The MacBride report highlighted that there was a "one-way street" of information. In particular, the MacBride report criticized the visual image that news agencies and mass media nurtured about developing countries in Western countries, which enjoyed a high degree of industrialization. The MacBride report lamented that the quality of "communicative content" had started to guide the academy in the scientific discourse.

The commission presented a preliminary report in October 1978 at the 20th General Conference of UNESCO in Paris. The commission's seminal session on new technologies to address the identified problems, was hosted by India at New Delhi in March 1979. The final report was delivered to M’Bow in April 1980 and was approved by consensus in the 21st General Conference of UNESCO in Belgrade. The commission dissolved after presenting the report.

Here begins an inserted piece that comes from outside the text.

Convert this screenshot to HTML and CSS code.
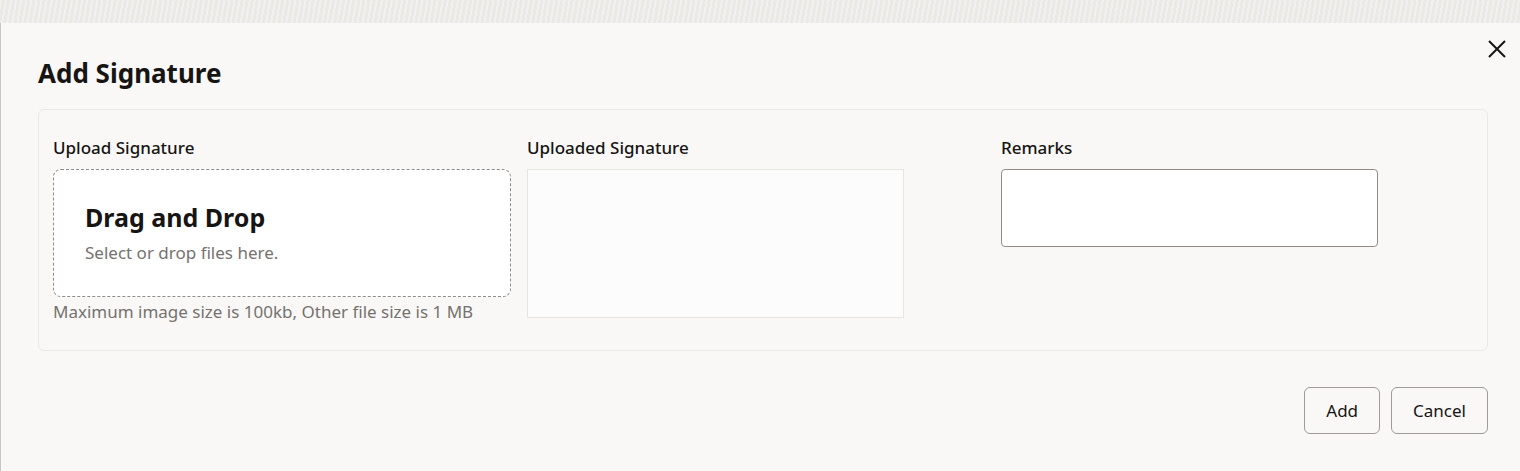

==Reaction by UN member states==
Because of controversy surrounding the report and the withdrawal of support by the UNESCO leadership in the 1980s for its ideas, the book went out of print and was difficult to obtain. A book on the history of the United States and UNESCO was even threatened with legal action and forced to include a disclaimer that UNESCO was in no way involved with it. The MacBride report was eventually reprinted by Rowman and Littlefield in the US, and is also freely available online.

The report had strong international support. However, it was condemned by the United States and the United Kingdom as an attack on the freedom of the press.

==Impact in the long run==
In the 1970s and 1980s, major changes in media and communication were enacted thanks to the MacBride report. They promoted policies directed at the liberalization of the telecommunication market. The monopoly powers as well as the comparative advantage, or dominance, of radio and television broadcasters, as well as newspaper companies.